Obviously, all art is about empathy generation to some degree, but prose allows fuller access to the internal voices of characters in a way film, theater and music don’t. And nonfiction and memoir, while ostensibly more representative of real life, tend to highlight the exceptional and the remarkable, those people whose experiences stand apart. Lessons about life and perseverance are made clean and uncomplicated — manual-like, as Jardine observed. Fiction, meanwhile, traffics in people who look more like ourselves, and the type of fiction Jardine defined as “domestic” often uses that to broaden the view past the edge of our own noses. Perhaps that’s why men gravitate to nonfiction; we want easy answers, or to see the person we imagine we could be, less concerned with deciphering the person we already are.
Earlier this year, I suffered another heartbreak. It was swift, confusing and merciless. It was so disorienting that suddenly, I couldn’t locate the person I’d been when the relationship started only months prior. The instinct for forward motion kicked in, but though I’d wanted to believe I was better armed now — that this time I would mourn better, process faster, optimize my heart for peak performance — this was delusional. I’d turned an instinct for healthy introspection into just another distraction. It needed time.

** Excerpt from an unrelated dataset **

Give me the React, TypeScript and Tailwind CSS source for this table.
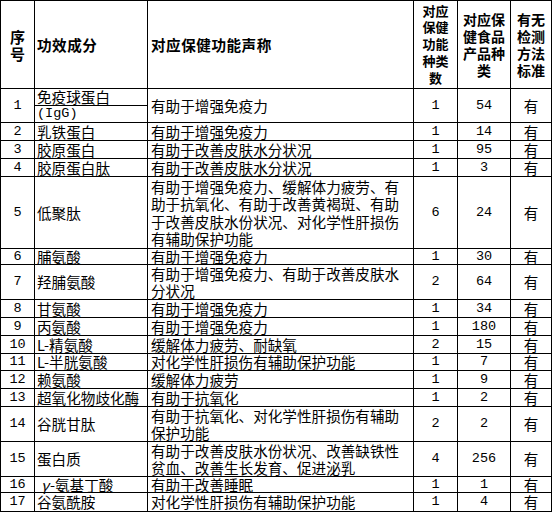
type Row = {
  n: string;
  name: string;
  claim: string[];
  k: string;
  c: string;
  h: string;
};

const rows: Row[] = [
  { n: "1", name: "", claim: ["有助于增强免疫力"], k: "1", c: "54", h: "h-[34px]" },
  { n: "2", name: "乳铁蛋白", claim: ["有助于增强免疫力"], k: "1", c: "14", h: "h-[18px]" },
  { n: "3", name: "胶原蛋白", claim: ["有助于改善皮肤水分状况"], k: "1", c: "95", h: "h-[18px]" },
  { n: "4", name: "胶原蛋白肽", claim: ["有助于改善皮肤水分状况"], k: "1", c: "3", h: "h-[18px]" },
  {
    n: "5",
    name: "低聚肽",
    claim: [
      "有助于增强免疫力、缓解体力疲劳、有",
      "助于抗氧化、有助于改善黄褐斑、有助",
      "于改善皮肤水份状况、对化学性肝损伤",
      "有辅助保护功能",
    ],
    k: "6",
    c: "24",
    h: "h-[72px]",
  },
  { n: "6", name: "脯氨酸", claim: ["有助于增强免疫力"], k: "1", c: "30", h: "h-[16px]" },
  {
    n: "7",
    name: "羟脯氨酸",
    claim: ["有助于增强免疫力、有助于改善皮肤水", "分状况"],
    k: "2",
    c: "64",
    h: "h-[35px]",
  },
  { n: "8", name: "甘氨酸", claim: ["有助于增强免疫力"], k: "1", c: "34", h: "h-[18px]" },
  { n: "9", name: "丙氨酸", claim: ["有助于增强免疫力"], k: "1", c: "180", h: "h-[18px]" },
  { n: "10", name: "L-精氨酸", claim: ["缓解体力疲劳、耐缺氧"], k: "2", c: "15", h: "h-[18px]" },
  { n: "11", name: "L-半胱氨酸", claim: ["对化学性肝损伤有辅助保护功能"], k: "1", c: "7", h: "h-[17px]" },
  { n: "12", name: "赖氨酸", claim: ["缓解体力疲劳"], k: "1", c: "9", h: "h-[18px]" },
  { n: "13", name: "超氧化物歧化酶", claim: ["有助于抗氧化"], k: "1", c: "2", h: "h-[18px]" },
  {
    n: "14",
    name: "谷胱甘肽",
    claim: ["有助于抗氧化、对化学性肝损伤有辅助", "保护功能"],
    k: "2",
    c: "2",
    h: "h-[35px]",
  },
  {
    n: "15",
    name: "蛋白质",
    claim: ["有助于改善皮肤水份状况、改善缺铁性", "贫血、改善生长发育、促进泌乳"],
    k: "4",
    c: "256",
    h: "h-[35px]",
  },
  { n: "16", name: "γ-氨基丁酸", claim: ["有助于改善睡眠"], k: "1", c: "1", h: "h-[16px]" },
  { n: "17", name: "谷氨酰胺", claim: ["对化学性肝损伤有辅助保护功能"], k: "1", c: "4", h: "h-[19px]" },
];

const cell = "border-r border-black flex items-center shrink-0";
const mono = "font-['Liberation_Mono',monospace] text-[13.5px]";

function Lines({ lines }: { lines: string[] }) {
  return (
    <div>
      {lines.map((l) => (
        <div key={l}>{l}</div>
      ))}
    </div>
  );
}

export default function App() {
  return (
    <div className="w-[554px] h-[514px] bg-white text-black font-['Noto_Sans_CJK_SC',sans-serif] text-[14.6px]">
      <div className="w-[552px] border-t border-l border-black">
        {/* header */}
        <div className="flex h-[88px] border-b border-black font-bold leading-[17px]">
          <div className={`${cell} w-[34px] justify-center text-center text-[15px]`}>
            <Lines lines={["序", "号"]} />
          </div>
          <div className={`${cell} w-[113px] pl-[2px] text-[14.6px] tracking-[0.5px]`}>功效成分</div>
          <div className={`${cell} w-[266px] pl-[3px] text-[14.6px] tracking-[0.5px]`}>对应保健功能声称</div>
          <div className={`${cell} w-[44px] justify-center text-center text-[13px] leading-[16.8px]`}>
            <Lines lines={["对应", "保健", "功能", "种类", "数"]} />
          </div>
          <div className={`${cell} w-[53px] justify-center text-center text-[14px]`}>
            <Lines lines={["对应保", "健食品", "产品种", "类"]} />
          </div>
          <div className={`${cell} w-[41px] justify-center text-center text-[14px]`}>
            <Lines lines={["有无", "检测", "方法", "标准"]} />
          </div>
        </div>

        {rows.map((r) => (
          <div key={r.n} className={`flex ${r.h} border-b border-black leading-[17.5px]`}>
            <div className={`${cell} w-[34px] justify-center ${mono}`}>{r.n}</div>
            {r.n === "1" ? (
              <div className="border-r border-black w-[113px] shrink-0 flex flex-col">
                <div className="h-[17px] border-b border-black pl-[2px] leading-[16px]">免疫球蛋白</div>
                <div className={`flex-1 pl-[2px] leading-[16px] ${mono}`}>(IgG)</div>
              </div>
            ) : (
              <div className={`${cell} w-[113px] pl-[2px] whitespace-nowrap`}>
                {r.name.startsWith("γ") ? (
                  <>
                    <span className="italic pl-[4px] pr-[1px]">γ</span>
                    {r.name.slice(1)}
                  </>
                ) : (
                  r.name
                )}
              </div>
            )}
            <div className={`${cell} w-[266px] pl-[3px] whitespace-nowrap`}>
              <Lines lines={r.claim} />
            </div>
            <div className={`${cell} w-[44px] justify-center ${mono}`}>{r.k}</div>
            <div className={`${cell} w-[53px] justify-center ${mono}`}>{r.c}</div>
            <div className={`${cell} w-[41px] justify-center`}>有</div>
          </div>
        ))}
      </div>
    </div>
  );
}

To that end, I recently revisited a passage in Less, where Arthur is avoiding a friend’s question about how much he loved his ex, and whether he loves him still. “He knows the absurdity of asking someone to explain love or sorrow. You can’t point to it. It would be as futile, as unconveyable, as pointing at the sky and saying, ‘That one, that star, there.’”
Another check in the column for fiction. Even when we feel as if we’ve experienced something no civilization could have language for, there are words for that, too.